A Ph.D. student may take up to two courses outside of the English Department. In special cases, the student may petition the Graduate Committee to have courses from other departments, or independent studies in English count as part of the coursework credit required for the degree. The Graduate Committee will grant such petitions if the student demonstrates how these courses form an integral part of his or her study in English.
For a fuller description of course offerings, write to the graduate studies coordinator, or submit your request online at our web site: http://english.syr.edu/
Teaching assistantships, include tuition scholarships for nine credits per semester (plus six credits in the summer) as well as stipends from $14,826 to $15,789. New teaching assistants at the M.A. level are assigned to courses offered by the Writing Program.
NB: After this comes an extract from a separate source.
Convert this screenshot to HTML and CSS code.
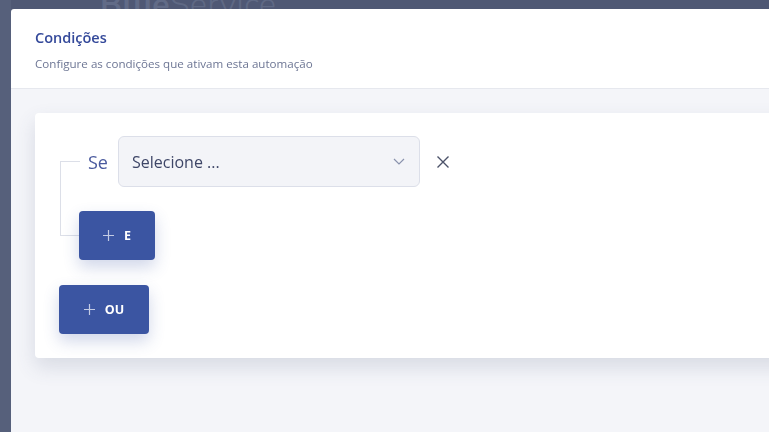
FILE: index.html
```html
<!DOCTYPE html>
<html lang="pt-BR">
<head>
<meta charset="utf-8">
<title>Condições</title>
<link rel="stylesheet" href="styles.css">
</head>
<body>
  <div class="app">
    <aside class="app-sidebar"></aside>
    <header class="app-header">
      <div class="brand"><b>Blue</b>Service</div>
    </header>
  </div>

  <div class="overlay">
    <section class="modal">
      <header class="modal-header">
        <h2 class="modal-title">Condições</h2>
        <p class="modal-subtitle">Configure as condições que ativam esta automação</p>
      </header>
      <div class="modal-body">
        <div class="card">
          <div class="tree">
            <div class="branch-top"></div>
            <div class="cond-row">
              <span class="cond-label">Se</span>
              <button class="select" type="button">
                <span>Selecione ...</span>
                <svg class="chevron" width="12" height="7" viewBox="0 0 12 7"><path d="M1 1l5 5 5-5" fill="none" stroke="#8a93ad" stroke-width="1.2"/></svg>
              </button>
              <button class="remove" type="button" aria-label="Remover">
                <svg width="14" height="14" viewBox="0 0 14 14"><path d="M1.5 1.5l11 11M12.5 1.5l-11 11" fill="none" stroke="#4b5269" stroke-width="1.4"/></svg>
              </button>
            </div>
            <div class="branch-bottom"></div>
            <div class="and-row">
              <button class="btn btn-and" type="button">
                <svg class="plus" width="11" height="11" viewBox="0 0 11 11"><path d="M5.5 0v11M0 5.5h11" stroke="#c3cbe4" stroke-width="1.2"/></svg>E
              </button>
            </div>
          </div>
          <button class="btn btn-or" type="button">
            <svg class="plus" width="11" height="11" viewBox="0 0 11 11"><path d="M5.5 0v11M0 5.5h11" stroke="#c3cbe4" stroke-width="1.2"/></svg>OU
          </button>
        </div>
      </div>
    </section>
  </div>
</body>
</html>
```

FILE: styles.css
```css
* { box-sizing: border-box; }

html, body {
  margin: 0;
  height: 100%;
  overflow: hidden;
}

body {
  background: #4f5874;
  font-family: "Open Sans", "Noto Sans", sans-serif;
}

/* application behind the dialog */
.app {
  display: flex;
  height: 100%;
}

.app-sidebar {
  width: 11px;
  background: #56607b;
}

.app-header {
  flex: 1;
  height: 40px;
  padding-left: 89px;
}

.brand {
  margin-top: -17px;
  font-family: "Nunito", "Open Sans", sans-serif;
  font-size: 32px;
  font-weight: 300;
  color: #5f6984;
  letter-spacing: 0.5px;
}

.brand b {
  font-weight: 700;
  color: #616b87;
}

/* dialog layer */
.overlay {
  position: fixed;
  top: 9px;
  left: 11px;
  right: -40px;
  bottom: -40px;
}

.modal {
  display: flex;
  flex-direction: column;
  height: 100%;
  background: #fff;
  border-radius: 3px 0 0 0;
  overflow: hidden;
}

.modal-header {
  height: 80px;
  padding: 19px 24px 0;
  border-bottom: 1px solid #e6e8ee;
}

.modal-title {
  margin: 0;
  font-size: 14.5px;
  font-weight: 600;
  color: #34499a;
  line-height: 20px;
}

.modal-subtitle {
  margin: 8px 0 0;
  font-size: 11.6px;
  color: #6d7694;
  line-height: 16px;
}

.modal-body {
  flex: 1;
  background: #f4f5f9;
  padding: 24px 0 0 24px;
}

.card {
  height: 245px;
  background: #fff;
  border-radius: 4px 0 0 4px;
  box-shadow: 0 9px 20px rgba(70, 80, 120, 0.16);
  padding: 23px 24px 24px;
}

/* condition tree */
.tree {
  display: grid;
  grid-template-columns: 20px auto;
  margin-left: 1px;
  margin-bottom: 25px;
}

.branch-top {
  margin-top: 25px;
  border-top: 1px solid #dcdfe8;
  border-left: 1px solid #dcdfe8;
}

.branch-bottom {
  height: 25px;
  border-left: 1px solid #dcdfe8;
  border-bottom: 1px solid #dcdfe8;
}

.cond-row {
  display: flex;
  align-items: center;
  height: 51px;
  margin-bottom: 24px;
  margin-left: -1px;
}

.cond-label {
  margin-left: 9px;
  width: 30px;
  font-size: 18px;
  color: #4a5a9e;
}

.select {
  display: flex;
  align-items: center;
  justify-content: space-between;
  width: 302px;
  height: 51px;
  padding: 0 14px 0 13px;
  background: #f3f4f8;
  border: 1px solid #dcdfe9;
  border-radius: 6px;
  font-family: inherit;
  font-size: 16px;
  color: #3e4667;
  text-align: left;
}

.remove {
  display: flex;
  margin-left: 16px;
  padding: 0;
  border: 0;
  background: none;
}

.and-row {
  display: flex;
  margin-left: -1px;
}

.btn {
  display: flex;
  align-items: center;
  justify-content: center;
  height: 49px;
  padding: 0;
  border: 0;
  border-radius: 4px;
  background: #3b55a2;
  color: #fff;
  font-family: inherit;
  font-size: 12.5px;
  font-weight: 700;
  box-shadow: 0 7px 16px rgba(59, 85, 162, 0.24);
}

.plus {
  margin-right: 10px;
}

.btn-and {
  width: 76px;
}

.btn-or {
  width: 90px;
}
```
Teaching assistants have full responsibility for three sections a year, are expected to attend regular staff meetings and workshops, and participate in a coordinating group. There is also an ongoing mentorship and review of each teaching assistant’s performance as a teacher. New teaching assistants take a teaching practicum (CCR 632 ) closely related to their classroom duties.
Beginning Ph.D. students serve as teaching assistants in undergraduate lecture courses taught by full-time faculty in the English Department for two to three years. They receive ongoing mentorship and faculty review of their performance.
Advanced Ph.D. students teach independent courses of their own design in the English department for one or two years, and participate in the Future Professoriate Project. This project offers mentored teaching and participation in teaching seminars every semester. Students who fulfill all the requirements receive at graduation a certificate in university teaching.
One Ph.D. University Fellowship is awarded to a new applicant of exceptional quality and determined by the Gaduate committe and the department also competes for other various fellowships such as African American Fellowships, Ronald E. McNair Fellowships. All fellowships include tuitision scholarships for full-time study as well as stipends from $15,125 to $25,290.